Set exercise: Copy all the data exactly, except the pictures.

Given material:
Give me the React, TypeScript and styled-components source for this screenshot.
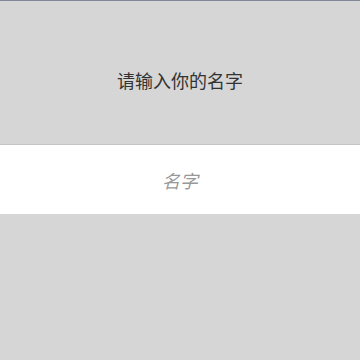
import styled, { createGlobalStyle } from 'styled-components'

const GlobalStyle = createGlobalStyle`
    html, body {
        margin: 0;
        padding: 0;
        background: #d6d6d6;
    }
    body {
        font-family: "Noto Sans CJK SC", "Noto Sans", sans-serif;
    }
`

const Page = styled.div`
    width: 360px;
    height: 360px;
    box-sizing: border-box;
    border-top: 1px solid #7f8799;
    background: #d6d6d6;
    display: flex;
    flex-direction: column;
`

const Title = styled.div`
    height: 143px;
    display: flex;
    align-items: center;
    justify-content: center;
    font-size: 18px;
    color: #333;
    padding-top: 14px;
    box-sizing: border-box;
`

const NameInput = styled.input`
    display: block;
    width: 100%;
    height: 70px;
    box-sizing: border-box;
    border: none;
    border-top: 1px solid #c4c4c4;
    background: #fff;
    outline: none;
    text-align: center;
    font-family: "Noto Sans CJK SC", "Noto Sans", sans-serif;
    font-size: 18px;
    color: #333;
    &::placeholder {
        color: #999;
        font-style: italic;
    }
`

export default function App() {
    return (
        <Page>
            <GlobalStyle />
            <Title>请输入你的名字</Title>
            <NameInput placeholder="名字" />
        </Page>
    )
}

Correct output:
Give me the React, TypeScript and styled-components source for this screenshot.
import styled, { createGlobalStyle } from 'styled-components'

const GlobalStyle = createGlobalStyle`
    html, body {
        margin: 0;
        padding: 0;
        background: #d6d6d6;
    }
    body {
        font-family: "Noto Sans CJK SC", "Noto Sans", sans-serif;
    }
`

const Page = styled.div`
    width: 360px;
    height: 360px;
    box-sizing: border-box;
    border-top: 1px solid #7f8799;
    background: #d6d6d6;
    display: flex;
    flex-direction: column;
`

const Title = styled.div`
    height: 143px;
    display: flex;
    align-items: center;
    justify-content: center;
    font-size: 18px;
    color: #333;
    padding-top: 14px;
    box-sizing: border-box;
`

const NameInput = styled.input`
    display: block;
    width: 100%;
    height: 70px;
    box-sizing: border-box;
    border: none;
    border-top: 1px solid #c4c4c4;
    background: #fff;
    outline: none;
    text-align: center;
    font-family: "Noto Sans CJK SC", "Noto Sans", sans-serif;
    font-size: 18px;
    color: #333;
    &::placeholder {
        color: #999;
        font-style: italic;
    }
`

export default function App() {
    return (
        <Page>
            <GlobalStyle />
            <Title>请输入你的名字</Title>
            <NameInput placeholder="名字" />
        </Page>
    )
}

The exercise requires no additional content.